Records with interface code
** Start **
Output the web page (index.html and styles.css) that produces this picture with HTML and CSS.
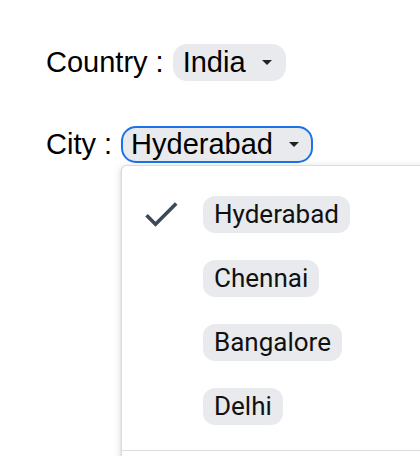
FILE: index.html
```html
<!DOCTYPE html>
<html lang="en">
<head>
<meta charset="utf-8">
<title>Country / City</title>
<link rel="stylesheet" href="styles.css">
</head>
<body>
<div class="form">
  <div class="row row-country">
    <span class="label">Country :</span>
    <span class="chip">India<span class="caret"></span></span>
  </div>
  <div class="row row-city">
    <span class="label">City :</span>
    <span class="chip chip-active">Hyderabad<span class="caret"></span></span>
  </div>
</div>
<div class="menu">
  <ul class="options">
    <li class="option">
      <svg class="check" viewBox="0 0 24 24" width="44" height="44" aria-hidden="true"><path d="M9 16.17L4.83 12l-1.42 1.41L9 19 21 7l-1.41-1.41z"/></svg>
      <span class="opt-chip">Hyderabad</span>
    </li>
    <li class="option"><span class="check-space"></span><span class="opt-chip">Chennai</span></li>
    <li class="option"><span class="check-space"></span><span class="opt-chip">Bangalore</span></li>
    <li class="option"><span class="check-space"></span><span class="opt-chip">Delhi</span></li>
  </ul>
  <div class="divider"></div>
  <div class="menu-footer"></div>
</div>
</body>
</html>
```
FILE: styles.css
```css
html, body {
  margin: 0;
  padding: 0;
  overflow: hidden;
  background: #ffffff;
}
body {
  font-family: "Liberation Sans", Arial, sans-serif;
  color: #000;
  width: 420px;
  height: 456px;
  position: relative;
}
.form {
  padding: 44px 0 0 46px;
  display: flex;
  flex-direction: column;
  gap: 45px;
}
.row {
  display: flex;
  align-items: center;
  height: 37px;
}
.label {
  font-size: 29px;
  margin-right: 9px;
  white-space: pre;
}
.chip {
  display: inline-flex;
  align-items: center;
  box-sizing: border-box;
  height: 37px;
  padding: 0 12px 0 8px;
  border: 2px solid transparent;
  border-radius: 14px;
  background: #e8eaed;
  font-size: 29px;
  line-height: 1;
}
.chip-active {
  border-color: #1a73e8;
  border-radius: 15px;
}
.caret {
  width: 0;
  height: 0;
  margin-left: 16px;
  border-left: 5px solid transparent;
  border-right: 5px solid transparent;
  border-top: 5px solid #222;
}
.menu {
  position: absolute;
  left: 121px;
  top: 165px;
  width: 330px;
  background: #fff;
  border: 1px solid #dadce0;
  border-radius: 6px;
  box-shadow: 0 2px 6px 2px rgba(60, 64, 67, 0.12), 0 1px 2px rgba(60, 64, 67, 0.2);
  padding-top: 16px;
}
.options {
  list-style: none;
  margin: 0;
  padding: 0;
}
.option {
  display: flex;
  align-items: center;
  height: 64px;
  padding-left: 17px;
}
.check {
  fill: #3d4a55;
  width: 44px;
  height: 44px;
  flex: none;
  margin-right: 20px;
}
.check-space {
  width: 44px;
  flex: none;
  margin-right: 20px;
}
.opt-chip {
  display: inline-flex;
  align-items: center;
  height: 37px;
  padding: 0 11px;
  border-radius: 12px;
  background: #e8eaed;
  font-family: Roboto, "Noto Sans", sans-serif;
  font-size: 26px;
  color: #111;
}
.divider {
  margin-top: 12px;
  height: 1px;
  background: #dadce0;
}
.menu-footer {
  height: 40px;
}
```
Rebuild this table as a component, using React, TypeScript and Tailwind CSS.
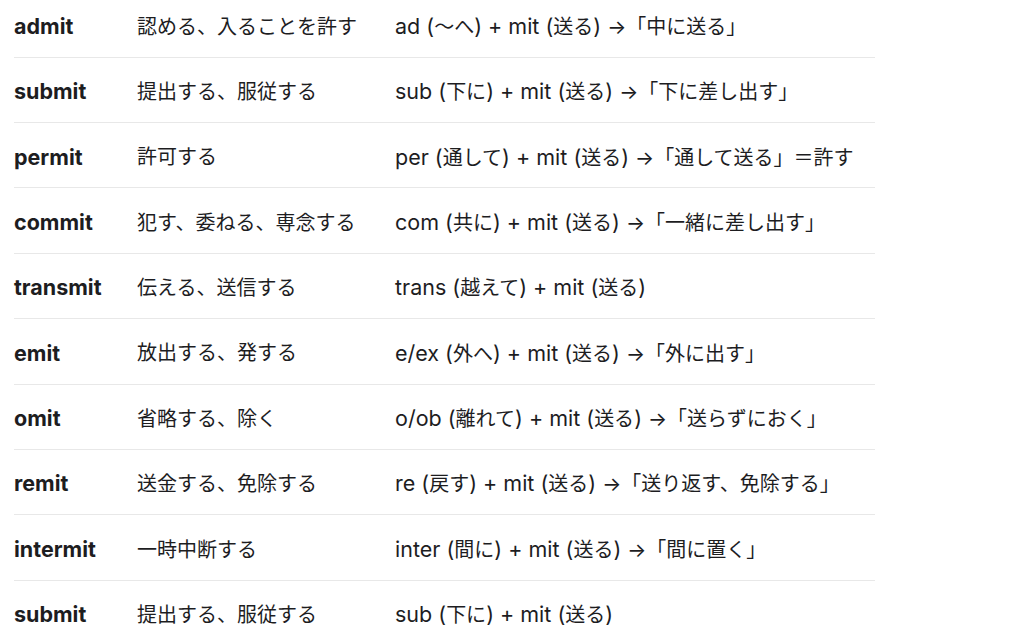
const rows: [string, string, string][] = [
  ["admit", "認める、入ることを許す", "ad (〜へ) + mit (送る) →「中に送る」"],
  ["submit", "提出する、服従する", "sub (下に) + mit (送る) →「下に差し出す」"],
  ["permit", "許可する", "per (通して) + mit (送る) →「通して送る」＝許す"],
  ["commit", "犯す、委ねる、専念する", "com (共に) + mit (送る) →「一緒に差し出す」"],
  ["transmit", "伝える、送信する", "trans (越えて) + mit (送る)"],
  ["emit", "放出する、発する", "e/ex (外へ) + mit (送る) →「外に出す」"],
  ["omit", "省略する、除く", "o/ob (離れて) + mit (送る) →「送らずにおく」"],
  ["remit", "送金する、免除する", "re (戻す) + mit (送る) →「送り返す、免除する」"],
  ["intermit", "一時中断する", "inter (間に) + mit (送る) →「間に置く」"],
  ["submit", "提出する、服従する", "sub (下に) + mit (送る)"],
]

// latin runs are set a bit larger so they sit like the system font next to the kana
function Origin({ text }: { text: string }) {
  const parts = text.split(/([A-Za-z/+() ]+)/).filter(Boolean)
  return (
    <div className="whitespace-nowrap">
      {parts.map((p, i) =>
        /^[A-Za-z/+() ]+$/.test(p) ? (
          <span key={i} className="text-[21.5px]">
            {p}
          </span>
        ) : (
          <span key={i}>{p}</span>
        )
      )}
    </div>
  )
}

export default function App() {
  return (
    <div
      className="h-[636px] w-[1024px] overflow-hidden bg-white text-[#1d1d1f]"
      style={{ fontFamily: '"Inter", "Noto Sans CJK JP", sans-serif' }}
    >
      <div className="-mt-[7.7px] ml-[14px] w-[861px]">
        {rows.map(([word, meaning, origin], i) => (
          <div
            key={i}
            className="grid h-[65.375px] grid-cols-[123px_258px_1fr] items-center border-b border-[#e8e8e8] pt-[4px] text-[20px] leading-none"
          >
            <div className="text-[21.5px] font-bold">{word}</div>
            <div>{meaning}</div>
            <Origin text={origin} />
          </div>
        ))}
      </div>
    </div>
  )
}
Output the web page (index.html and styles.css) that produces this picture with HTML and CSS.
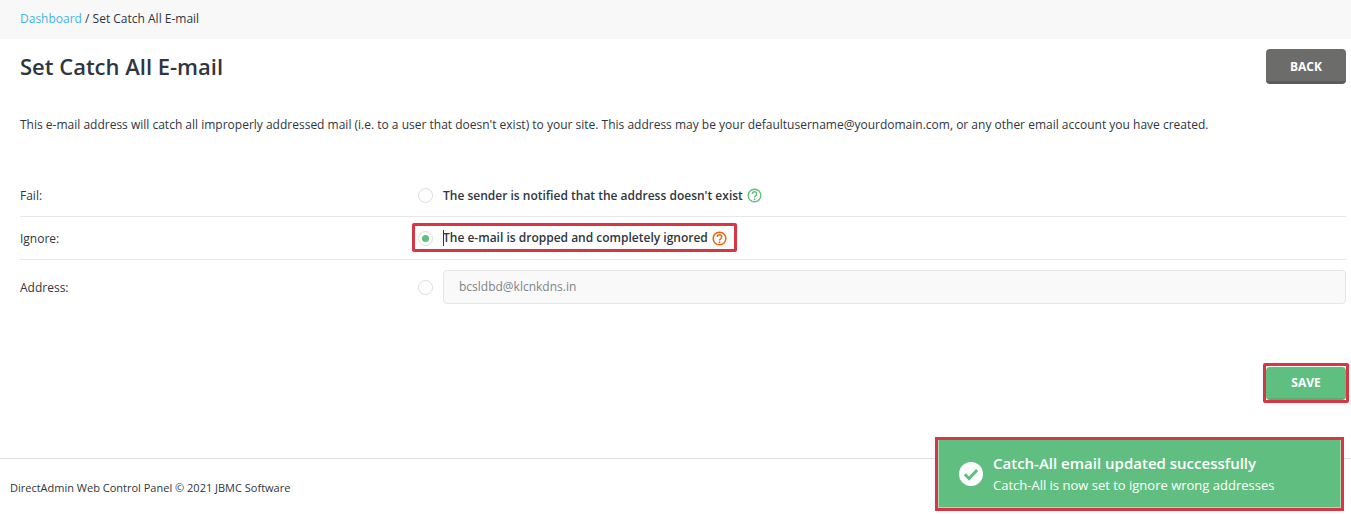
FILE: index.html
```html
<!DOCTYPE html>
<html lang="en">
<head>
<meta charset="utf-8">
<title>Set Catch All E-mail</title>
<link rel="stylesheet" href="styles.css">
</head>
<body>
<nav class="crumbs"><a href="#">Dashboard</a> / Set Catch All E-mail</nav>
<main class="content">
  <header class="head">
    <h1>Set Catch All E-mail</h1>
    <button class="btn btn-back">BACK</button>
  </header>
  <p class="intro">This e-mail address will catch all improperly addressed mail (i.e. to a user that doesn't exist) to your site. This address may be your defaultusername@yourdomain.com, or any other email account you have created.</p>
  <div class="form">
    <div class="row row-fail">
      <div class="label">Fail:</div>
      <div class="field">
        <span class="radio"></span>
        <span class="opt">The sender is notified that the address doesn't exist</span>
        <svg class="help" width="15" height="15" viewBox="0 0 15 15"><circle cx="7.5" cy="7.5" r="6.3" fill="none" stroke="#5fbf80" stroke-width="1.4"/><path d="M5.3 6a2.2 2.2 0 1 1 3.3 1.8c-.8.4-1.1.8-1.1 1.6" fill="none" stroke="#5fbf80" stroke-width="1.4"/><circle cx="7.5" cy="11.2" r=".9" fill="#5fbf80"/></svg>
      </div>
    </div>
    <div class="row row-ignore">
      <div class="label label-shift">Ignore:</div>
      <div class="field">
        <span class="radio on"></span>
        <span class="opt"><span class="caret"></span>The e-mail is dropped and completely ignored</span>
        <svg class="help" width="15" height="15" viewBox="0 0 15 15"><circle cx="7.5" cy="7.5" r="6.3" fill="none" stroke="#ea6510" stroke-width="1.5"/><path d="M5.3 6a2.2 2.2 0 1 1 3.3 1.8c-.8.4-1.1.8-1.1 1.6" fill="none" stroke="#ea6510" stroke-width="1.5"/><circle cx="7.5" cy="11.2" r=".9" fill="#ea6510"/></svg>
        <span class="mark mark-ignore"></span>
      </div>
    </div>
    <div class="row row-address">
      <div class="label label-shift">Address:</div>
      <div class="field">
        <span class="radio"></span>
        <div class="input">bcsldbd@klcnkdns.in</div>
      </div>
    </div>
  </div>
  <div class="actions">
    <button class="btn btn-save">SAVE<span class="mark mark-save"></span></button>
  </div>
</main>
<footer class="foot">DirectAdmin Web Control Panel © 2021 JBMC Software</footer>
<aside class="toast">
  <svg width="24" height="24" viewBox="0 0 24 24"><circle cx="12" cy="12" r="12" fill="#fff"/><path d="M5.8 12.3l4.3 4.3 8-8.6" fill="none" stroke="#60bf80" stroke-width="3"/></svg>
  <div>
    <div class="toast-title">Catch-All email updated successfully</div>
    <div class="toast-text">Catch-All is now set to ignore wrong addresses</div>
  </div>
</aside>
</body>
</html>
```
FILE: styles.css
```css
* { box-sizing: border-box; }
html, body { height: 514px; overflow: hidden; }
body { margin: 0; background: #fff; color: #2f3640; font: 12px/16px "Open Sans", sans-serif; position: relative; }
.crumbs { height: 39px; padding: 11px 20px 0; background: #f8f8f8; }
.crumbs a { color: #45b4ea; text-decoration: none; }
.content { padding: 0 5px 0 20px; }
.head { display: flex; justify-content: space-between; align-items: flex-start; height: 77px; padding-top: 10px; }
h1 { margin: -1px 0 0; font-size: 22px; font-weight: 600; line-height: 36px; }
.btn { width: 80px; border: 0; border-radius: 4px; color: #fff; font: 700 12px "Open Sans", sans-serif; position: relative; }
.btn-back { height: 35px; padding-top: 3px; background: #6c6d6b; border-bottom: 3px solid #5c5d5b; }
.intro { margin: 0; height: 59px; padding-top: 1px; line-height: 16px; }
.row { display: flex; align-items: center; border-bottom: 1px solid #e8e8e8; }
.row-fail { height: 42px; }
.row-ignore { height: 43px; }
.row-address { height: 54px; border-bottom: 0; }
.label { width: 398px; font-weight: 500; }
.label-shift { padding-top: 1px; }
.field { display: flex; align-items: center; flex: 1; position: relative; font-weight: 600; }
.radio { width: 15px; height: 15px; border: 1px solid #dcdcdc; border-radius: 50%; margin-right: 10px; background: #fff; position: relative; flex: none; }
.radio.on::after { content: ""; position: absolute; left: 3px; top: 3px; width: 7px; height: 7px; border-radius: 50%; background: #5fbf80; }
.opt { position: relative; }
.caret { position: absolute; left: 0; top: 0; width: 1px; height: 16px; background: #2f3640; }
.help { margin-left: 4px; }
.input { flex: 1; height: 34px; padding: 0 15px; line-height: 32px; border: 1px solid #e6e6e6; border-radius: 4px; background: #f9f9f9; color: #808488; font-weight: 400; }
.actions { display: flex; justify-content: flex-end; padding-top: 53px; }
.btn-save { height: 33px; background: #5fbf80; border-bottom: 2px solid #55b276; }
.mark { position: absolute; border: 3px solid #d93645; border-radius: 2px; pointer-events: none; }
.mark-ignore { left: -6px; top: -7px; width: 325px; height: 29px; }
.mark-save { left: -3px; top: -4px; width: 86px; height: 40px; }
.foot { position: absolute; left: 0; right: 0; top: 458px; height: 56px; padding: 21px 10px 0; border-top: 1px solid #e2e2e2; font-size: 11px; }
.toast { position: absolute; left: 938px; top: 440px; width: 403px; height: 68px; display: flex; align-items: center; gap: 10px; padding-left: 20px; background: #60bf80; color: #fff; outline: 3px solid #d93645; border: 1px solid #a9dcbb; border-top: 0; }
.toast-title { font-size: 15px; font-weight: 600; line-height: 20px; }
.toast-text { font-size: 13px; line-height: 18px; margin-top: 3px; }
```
** End **
### GIVEN TASK
How many lines of the data hold the string "that"? Reply with the number alone.

### TASK RESPONSE
4